## [STATED TASK]
Quote the whole listing word for word. Do not include the pictures.

## [GIVEN INFORMATION]
>>>

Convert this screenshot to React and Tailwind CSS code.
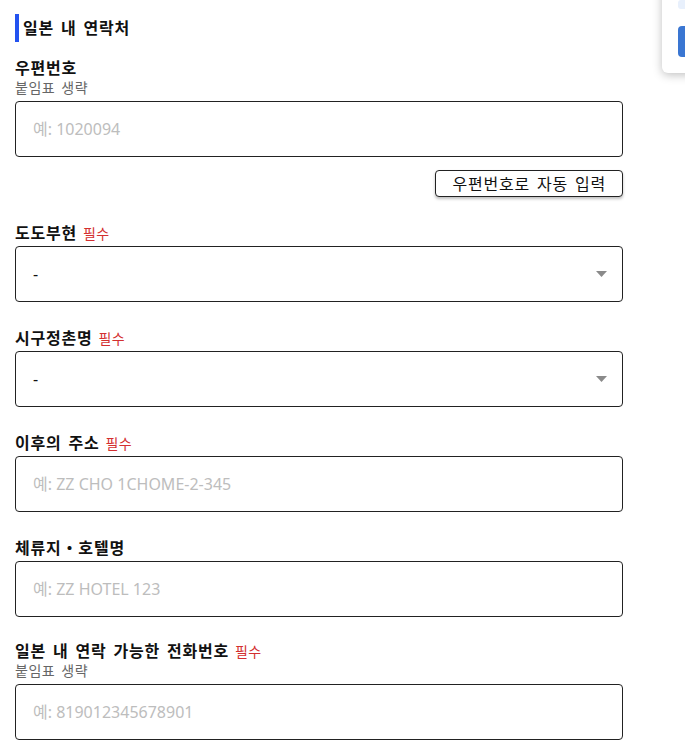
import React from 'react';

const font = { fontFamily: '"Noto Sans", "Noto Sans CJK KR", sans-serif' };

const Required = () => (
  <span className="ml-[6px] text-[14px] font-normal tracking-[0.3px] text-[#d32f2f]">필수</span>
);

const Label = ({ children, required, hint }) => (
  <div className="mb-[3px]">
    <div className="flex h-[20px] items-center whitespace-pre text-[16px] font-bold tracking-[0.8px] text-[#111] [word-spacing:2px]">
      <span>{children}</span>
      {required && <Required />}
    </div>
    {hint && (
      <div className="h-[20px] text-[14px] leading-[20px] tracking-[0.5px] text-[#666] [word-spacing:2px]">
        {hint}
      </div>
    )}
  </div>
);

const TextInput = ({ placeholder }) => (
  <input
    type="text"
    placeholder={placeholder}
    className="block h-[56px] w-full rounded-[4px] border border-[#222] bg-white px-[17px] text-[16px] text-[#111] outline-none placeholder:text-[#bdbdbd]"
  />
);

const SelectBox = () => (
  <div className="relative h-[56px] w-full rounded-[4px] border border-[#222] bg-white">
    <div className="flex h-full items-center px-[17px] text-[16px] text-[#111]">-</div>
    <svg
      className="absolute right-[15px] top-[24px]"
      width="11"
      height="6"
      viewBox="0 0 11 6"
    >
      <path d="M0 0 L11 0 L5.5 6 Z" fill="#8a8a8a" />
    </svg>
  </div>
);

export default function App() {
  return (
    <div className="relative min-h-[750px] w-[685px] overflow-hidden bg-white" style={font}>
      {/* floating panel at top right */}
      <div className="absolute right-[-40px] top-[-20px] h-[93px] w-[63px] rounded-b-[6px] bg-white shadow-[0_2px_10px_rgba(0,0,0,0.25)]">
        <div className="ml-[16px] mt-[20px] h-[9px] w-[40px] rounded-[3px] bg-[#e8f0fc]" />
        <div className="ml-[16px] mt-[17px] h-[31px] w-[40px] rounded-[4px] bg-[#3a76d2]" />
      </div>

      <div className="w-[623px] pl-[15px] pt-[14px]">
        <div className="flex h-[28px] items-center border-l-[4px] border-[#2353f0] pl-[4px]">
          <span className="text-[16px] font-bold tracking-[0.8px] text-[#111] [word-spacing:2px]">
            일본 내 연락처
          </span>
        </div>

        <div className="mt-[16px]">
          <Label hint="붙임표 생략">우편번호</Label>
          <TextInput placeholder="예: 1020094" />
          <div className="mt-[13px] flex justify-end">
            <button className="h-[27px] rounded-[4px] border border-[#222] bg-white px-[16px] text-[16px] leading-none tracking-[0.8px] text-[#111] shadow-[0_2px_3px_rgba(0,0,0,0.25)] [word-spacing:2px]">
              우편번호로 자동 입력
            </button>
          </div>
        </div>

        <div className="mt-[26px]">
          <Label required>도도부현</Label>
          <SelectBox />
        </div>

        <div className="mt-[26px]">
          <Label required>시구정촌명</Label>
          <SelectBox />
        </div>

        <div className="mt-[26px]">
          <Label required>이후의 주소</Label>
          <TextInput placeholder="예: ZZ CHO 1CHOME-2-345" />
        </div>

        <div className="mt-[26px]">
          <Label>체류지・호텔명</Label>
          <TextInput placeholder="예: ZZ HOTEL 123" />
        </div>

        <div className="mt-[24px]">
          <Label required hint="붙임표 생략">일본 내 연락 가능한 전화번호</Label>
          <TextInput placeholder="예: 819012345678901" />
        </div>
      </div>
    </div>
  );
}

<<<

## [COMPLETE ANSWER]
Convert this screenshot to React and Tailwind CSS code.
import React from 'react';

const font = { fontFamily: '"Noto Sans", "Noto Sans CJK KR", sans-serif' };

const Required = () => (
  <span className="ml-[6px] text-[14px] font-normal tracking-[0.3px] text-[#d32f2f]">필수</span>
);

const Label = ({ children, required, hint }) => (
  <div className="mb-[3px]">
    <div className="flex h-[20px] items-center whitespace-pre text-[16px] font-bold tracking-[0.8px] text-[#111] [word-spacing:2px]">
      <span>{children}</span>
      {required && <Required />}
    </div>
    {hint && (
      <div className="h-[20px] text-[14px] leading-[20px] tracking-[0.5px] text-[#666] [word-spacing:2px]">
        {hint}
      </div>
    )}
  </div>
);

const TextInput = ({ placeholder }) => (
  <input
    type="text"
    placeholder={placeholder}
    className="block h-[56px] w-full rounded-[4px] border border-[#222] bg-white px-[17px] text-[16px] text-[#111] outline-none placeholder:text-[#bdbdbd]"
  />
);

const SelectBox = () => (
  <div className="relative h-[56px] w-full rounded-[4px] border border-[#222] bg-white">
    <div className="flex h-full items-center px-[17px] text-[16px] text-[#111]">-</div>
    <svg
      className="absolute right-[15px] top-[24px]"
      width="11"
      height="6"
      viewBox="0 0 11 6"
    >
      <path d="M0 0 L11 0 L5.5 6 Z" fill="#8a8a8a" />
    </svg>
  </div>
);

export default function App() {
  return (
    <div className="relative min-h-[750px] w-[685px] overflow-hidden bg-white" style={font}>
      {/* floating panel at top right */}
      <div className="absolute right-[-40px] top-[-20px] h-[93px] w-[63px] rounded-b-[6px] bg-white shadow-[0_2px_10px_rgba(0,0,0,0.25)]">
        <div className="ml-[16px] mt-[20px] h-[9px] w-[40px] rounded-[3px] bg-[#e8f0fc]" />
        <div className="ml-[16px] mt-[17px] h-[31px] w-[40px] rounded-[4px] bg-[#3a76d2]" />
      </div>

      <div className="w-[623px] pl-[15px] pt-[14px]">
        <div className="flex h-[28px] items-center border-l-[4px] border-[#2353f0] pl-[4px]">
          <span className="text-[16px] font-bold tracking-[0.8px] text-[#111] [word-spacing:2px]">
            일본 내 연락처
          </span>
        </div>

        <div className="mt-[16px]">
          <Label hint="붙임표 생략">우편번호</Label>
          <TextInput placeholder="예: 1020094" />
          <div className="mt-[13px] flex justify-end">
            <button className="h-[27px] rounded-[4px] border border-[#222] bg-white px-[16px] text-[16px] leading-none tracking-[0.8px] text-[#111] shadow-[0_2px_3px_rgba(0,0,0,0.25)] [word-spacing:2px]">
              우편번호로 자동 입력
            </button>
          </div>
        </div>

        <div className="mt-[26px]">
          <Label required>도도부현</Label>
          <SelectBox />
        </div>

        <div className="mt-[26px]">
          <Label required>시구정촌명</Label>
          <SelectBox />
        </div>

        <div className="mt-[26px]">
          <Label required>이후의 주소</Label>
          <TextInput placeholder="예: ZZ CHO 1CHOME-2-345" />
        </div>

        <div className="mt-[26px]">
          <Label>체류지・호텔명</Label>
          <TextInput placeholder="예: ZZ HOTEL 123" />
        </div>

        <div className="mt-[24px]">
          <Label required hint="붙임표 생략">일본 내 연락 가능한 전화번호</Label>
          <TextInput placeholder="예: 819012345678901" />
        </div>
      </div>
    </div>
  );
}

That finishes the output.